Prompt:
For each line below that includes the word "React", make a copy.

Given data:

++++++

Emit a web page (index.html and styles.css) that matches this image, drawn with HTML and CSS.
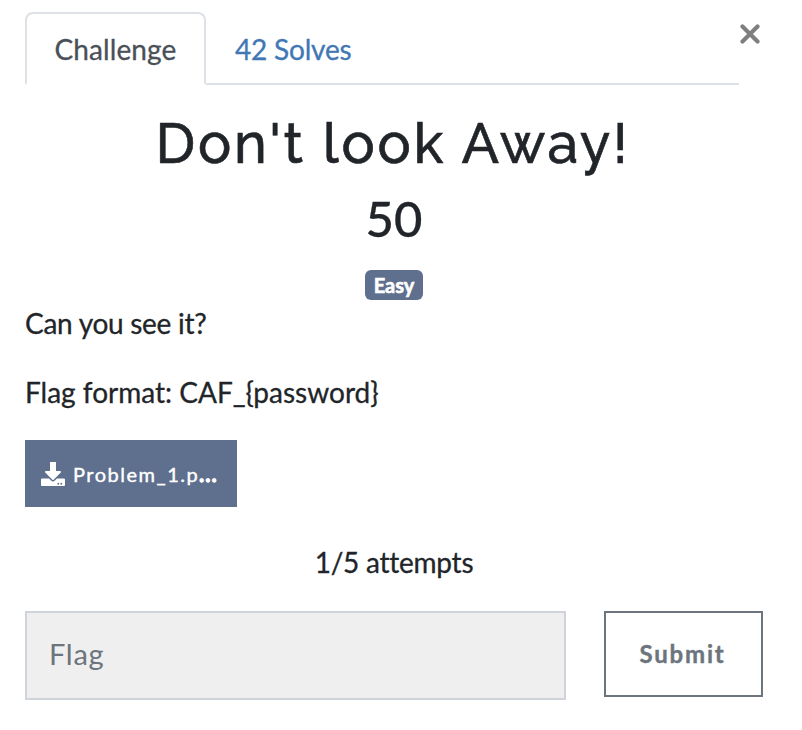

++++++

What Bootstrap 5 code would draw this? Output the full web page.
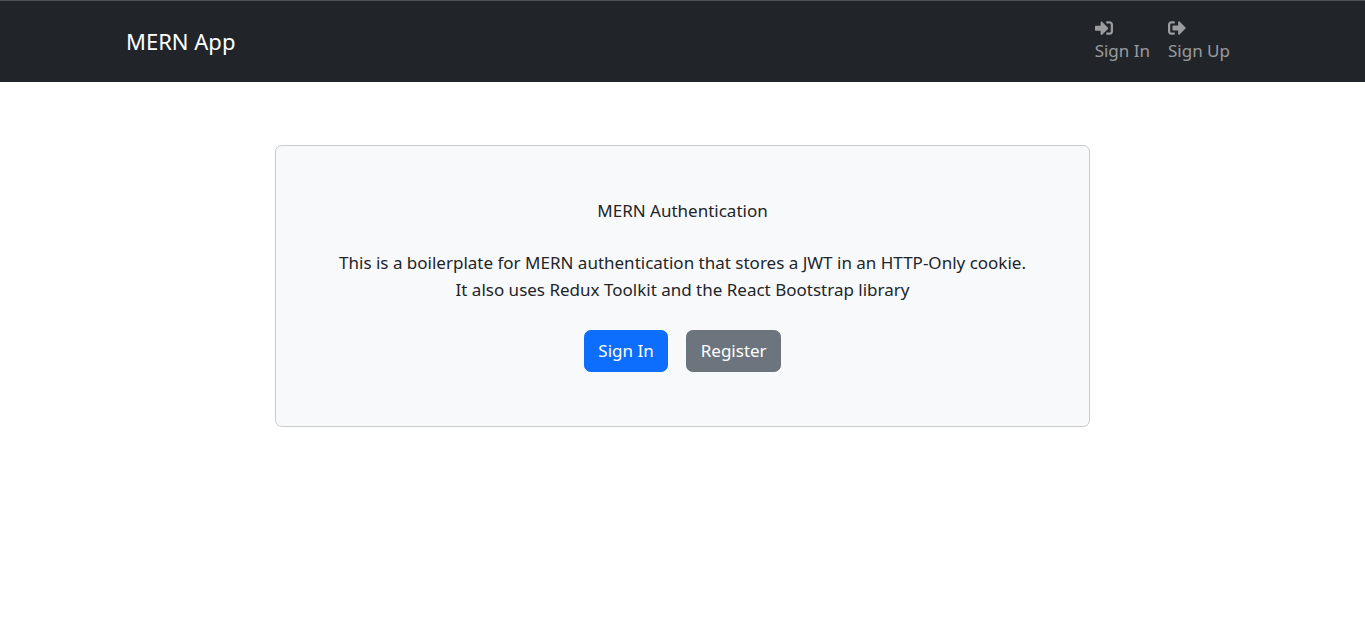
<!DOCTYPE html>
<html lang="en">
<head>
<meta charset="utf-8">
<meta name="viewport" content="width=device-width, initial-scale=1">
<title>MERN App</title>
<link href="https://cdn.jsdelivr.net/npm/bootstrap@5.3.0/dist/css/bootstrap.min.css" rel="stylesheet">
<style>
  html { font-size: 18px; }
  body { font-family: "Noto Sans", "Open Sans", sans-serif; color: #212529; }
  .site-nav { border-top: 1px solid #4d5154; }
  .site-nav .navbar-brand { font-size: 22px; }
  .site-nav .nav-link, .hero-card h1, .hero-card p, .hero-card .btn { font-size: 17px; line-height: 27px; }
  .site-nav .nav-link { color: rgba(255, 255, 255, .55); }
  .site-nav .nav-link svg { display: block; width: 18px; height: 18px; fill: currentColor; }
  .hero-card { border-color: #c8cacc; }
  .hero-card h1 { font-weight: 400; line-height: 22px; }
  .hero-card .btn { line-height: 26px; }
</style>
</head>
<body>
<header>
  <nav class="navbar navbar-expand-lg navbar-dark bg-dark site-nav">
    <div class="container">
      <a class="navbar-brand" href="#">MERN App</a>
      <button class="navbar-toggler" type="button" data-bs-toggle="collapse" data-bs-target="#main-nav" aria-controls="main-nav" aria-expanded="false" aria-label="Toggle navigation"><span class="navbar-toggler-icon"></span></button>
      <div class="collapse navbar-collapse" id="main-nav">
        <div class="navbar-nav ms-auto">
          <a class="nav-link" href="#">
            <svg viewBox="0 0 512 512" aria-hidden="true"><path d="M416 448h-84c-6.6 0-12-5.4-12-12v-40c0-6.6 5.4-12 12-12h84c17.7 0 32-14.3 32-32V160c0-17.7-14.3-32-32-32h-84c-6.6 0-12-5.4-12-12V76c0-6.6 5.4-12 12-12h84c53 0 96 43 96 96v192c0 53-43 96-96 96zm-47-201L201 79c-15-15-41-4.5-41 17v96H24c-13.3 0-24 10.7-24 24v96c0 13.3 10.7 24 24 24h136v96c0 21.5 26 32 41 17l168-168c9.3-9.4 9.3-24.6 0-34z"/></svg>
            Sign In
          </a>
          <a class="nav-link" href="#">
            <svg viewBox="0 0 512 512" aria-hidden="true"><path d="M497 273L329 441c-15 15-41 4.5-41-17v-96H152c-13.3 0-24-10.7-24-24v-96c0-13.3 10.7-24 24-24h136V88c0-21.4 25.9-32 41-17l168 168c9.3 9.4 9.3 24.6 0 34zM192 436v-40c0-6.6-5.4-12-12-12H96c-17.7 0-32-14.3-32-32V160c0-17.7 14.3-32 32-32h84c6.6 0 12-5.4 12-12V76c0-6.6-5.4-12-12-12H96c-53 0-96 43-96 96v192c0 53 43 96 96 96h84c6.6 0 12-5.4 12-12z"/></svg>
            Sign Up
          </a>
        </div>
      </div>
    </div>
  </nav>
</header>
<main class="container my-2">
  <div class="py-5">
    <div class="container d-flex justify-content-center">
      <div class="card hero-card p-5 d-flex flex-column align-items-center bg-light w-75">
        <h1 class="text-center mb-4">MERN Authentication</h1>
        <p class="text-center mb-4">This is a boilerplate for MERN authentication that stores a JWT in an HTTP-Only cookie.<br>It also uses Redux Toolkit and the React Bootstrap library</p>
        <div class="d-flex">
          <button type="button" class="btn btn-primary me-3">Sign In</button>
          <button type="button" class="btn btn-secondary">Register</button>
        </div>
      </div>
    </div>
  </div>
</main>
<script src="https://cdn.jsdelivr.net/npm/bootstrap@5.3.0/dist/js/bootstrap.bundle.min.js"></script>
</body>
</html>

++++++

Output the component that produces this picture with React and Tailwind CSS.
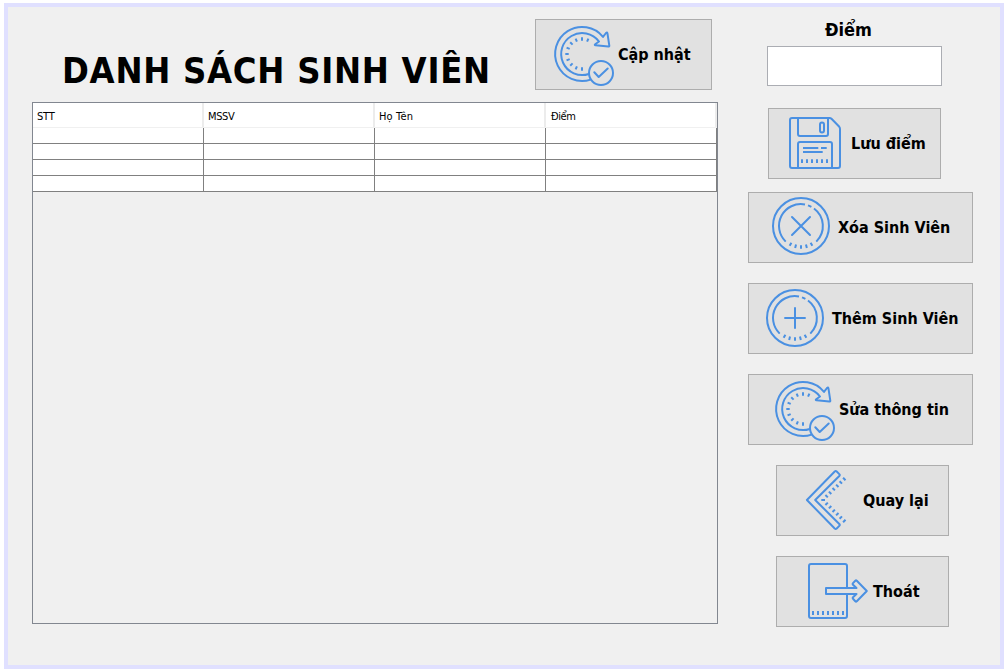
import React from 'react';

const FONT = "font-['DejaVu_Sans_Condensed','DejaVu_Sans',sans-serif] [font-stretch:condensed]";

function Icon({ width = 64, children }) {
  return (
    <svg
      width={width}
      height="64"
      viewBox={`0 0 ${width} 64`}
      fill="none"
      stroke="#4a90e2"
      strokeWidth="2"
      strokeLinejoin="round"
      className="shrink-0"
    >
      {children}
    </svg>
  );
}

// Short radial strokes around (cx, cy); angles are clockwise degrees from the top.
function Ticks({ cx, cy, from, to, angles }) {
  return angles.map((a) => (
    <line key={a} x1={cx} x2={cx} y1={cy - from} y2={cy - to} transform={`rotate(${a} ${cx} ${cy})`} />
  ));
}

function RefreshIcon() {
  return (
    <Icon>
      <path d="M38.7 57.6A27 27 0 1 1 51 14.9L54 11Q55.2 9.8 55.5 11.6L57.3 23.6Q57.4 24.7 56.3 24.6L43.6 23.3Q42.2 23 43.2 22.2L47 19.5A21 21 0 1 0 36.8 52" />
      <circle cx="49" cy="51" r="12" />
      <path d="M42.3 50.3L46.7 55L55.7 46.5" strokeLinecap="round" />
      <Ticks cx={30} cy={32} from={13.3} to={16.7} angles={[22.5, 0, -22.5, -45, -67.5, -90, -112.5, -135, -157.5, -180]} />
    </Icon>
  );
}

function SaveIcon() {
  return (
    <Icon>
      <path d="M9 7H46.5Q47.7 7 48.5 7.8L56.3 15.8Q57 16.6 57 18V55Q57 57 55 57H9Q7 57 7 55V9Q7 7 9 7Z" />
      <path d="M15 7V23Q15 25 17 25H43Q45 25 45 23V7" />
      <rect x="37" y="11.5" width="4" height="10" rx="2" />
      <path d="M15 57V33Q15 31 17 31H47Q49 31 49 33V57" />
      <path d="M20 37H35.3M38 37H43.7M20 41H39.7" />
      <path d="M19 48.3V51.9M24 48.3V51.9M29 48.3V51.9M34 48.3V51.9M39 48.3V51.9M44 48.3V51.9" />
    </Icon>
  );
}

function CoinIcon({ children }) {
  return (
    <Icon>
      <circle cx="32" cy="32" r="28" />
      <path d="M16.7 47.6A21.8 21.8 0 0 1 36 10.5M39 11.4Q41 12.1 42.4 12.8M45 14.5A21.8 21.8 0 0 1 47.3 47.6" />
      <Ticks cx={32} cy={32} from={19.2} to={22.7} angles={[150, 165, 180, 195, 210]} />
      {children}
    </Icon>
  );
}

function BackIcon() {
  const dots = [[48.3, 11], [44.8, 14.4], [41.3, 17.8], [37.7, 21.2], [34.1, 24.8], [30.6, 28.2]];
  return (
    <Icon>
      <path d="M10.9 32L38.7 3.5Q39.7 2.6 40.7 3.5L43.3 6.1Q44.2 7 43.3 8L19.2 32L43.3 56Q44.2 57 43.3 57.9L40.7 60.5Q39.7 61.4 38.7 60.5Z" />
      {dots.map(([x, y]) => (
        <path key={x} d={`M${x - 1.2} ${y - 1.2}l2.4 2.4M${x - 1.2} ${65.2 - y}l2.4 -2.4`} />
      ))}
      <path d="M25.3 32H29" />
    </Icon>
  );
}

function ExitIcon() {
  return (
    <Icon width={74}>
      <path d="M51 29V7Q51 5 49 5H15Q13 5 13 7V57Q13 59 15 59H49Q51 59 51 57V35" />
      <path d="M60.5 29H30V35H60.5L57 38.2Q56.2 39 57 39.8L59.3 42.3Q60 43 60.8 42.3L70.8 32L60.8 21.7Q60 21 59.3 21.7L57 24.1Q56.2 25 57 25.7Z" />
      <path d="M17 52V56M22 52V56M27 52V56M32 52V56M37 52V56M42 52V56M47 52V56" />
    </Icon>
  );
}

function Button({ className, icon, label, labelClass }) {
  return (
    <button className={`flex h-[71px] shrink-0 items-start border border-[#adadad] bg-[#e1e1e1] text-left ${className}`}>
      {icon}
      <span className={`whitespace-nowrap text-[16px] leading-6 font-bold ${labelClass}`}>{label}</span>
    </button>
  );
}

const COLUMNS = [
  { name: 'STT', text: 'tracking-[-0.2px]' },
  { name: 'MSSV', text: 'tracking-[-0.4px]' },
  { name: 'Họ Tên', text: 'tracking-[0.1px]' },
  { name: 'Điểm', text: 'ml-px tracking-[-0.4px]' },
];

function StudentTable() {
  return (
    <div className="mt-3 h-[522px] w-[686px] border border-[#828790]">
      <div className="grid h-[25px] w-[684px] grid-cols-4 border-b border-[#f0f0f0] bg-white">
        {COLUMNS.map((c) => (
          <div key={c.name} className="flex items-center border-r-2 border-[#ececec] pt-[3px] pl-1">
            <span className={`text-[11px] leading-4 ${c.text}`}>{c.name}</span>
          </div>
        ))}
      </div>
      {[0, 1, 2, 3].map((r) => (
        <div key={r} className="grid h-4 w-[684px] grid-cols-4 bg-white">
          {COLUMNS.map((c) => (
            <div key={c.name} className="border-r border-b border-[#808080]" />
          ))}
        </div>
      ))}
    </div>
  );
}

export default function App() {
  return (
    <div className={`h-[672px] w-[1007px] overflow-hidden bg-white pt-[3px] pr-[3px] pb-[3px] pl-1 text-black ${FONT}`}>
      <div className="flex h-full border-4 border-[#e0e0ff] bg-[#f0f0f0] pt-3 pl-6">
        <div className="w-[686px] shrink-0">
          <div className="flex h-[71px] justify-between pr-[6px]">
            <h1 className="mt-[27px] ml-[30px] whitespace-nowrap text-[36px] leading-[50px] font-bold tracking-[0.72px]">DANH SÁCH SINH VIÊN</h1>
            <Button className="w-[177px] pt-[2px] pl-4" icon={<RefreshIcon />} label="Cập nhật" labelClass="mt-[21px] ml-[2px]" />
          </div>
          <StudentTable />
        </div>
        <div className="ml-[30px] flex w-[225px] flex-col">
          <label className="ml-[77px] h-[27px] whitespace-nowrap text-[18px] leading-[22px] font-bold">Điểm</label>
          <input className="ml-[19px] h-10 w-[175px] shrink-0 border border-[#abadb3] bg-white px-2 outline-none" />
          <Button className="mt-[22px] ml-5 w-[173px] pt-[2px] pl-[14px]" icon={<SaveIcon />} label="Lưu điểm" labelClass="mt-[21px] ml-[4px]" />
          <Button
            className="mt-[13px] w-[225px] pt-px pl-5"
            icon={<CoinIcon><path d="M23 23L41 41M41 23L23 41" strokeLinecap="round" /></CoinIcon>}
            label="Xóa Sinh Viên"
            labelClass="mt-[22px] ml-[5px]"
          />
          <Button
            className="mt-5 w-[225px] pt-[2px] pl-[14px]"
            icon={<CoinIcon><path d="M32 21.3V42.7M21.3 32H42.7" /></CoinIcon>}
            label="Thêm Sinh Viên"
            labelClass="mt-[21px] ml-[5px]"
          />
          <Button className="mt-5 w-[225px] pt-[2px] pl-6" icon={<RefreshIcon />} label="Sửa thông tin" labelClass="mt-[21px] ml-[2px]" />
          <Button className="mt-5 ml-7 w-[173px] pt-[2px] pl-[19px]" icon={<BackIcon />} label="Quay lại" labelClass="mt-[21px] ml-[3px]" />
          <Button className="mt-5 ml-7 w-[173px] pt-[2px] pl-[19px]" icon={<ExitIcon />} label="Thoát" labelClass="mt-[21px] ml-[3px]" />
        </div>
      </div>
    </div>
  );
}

++++++

Full output:
        <p class="text-center mb-4">This is a boilerplate for MERN authentication that stores a JWT in an HTTP-Only cookie.<br>It also uses Redux Toolkit and the React Bootstrap library</p>
Output the component that produces this picture with React and Tailwind CSS.
import React from 'react';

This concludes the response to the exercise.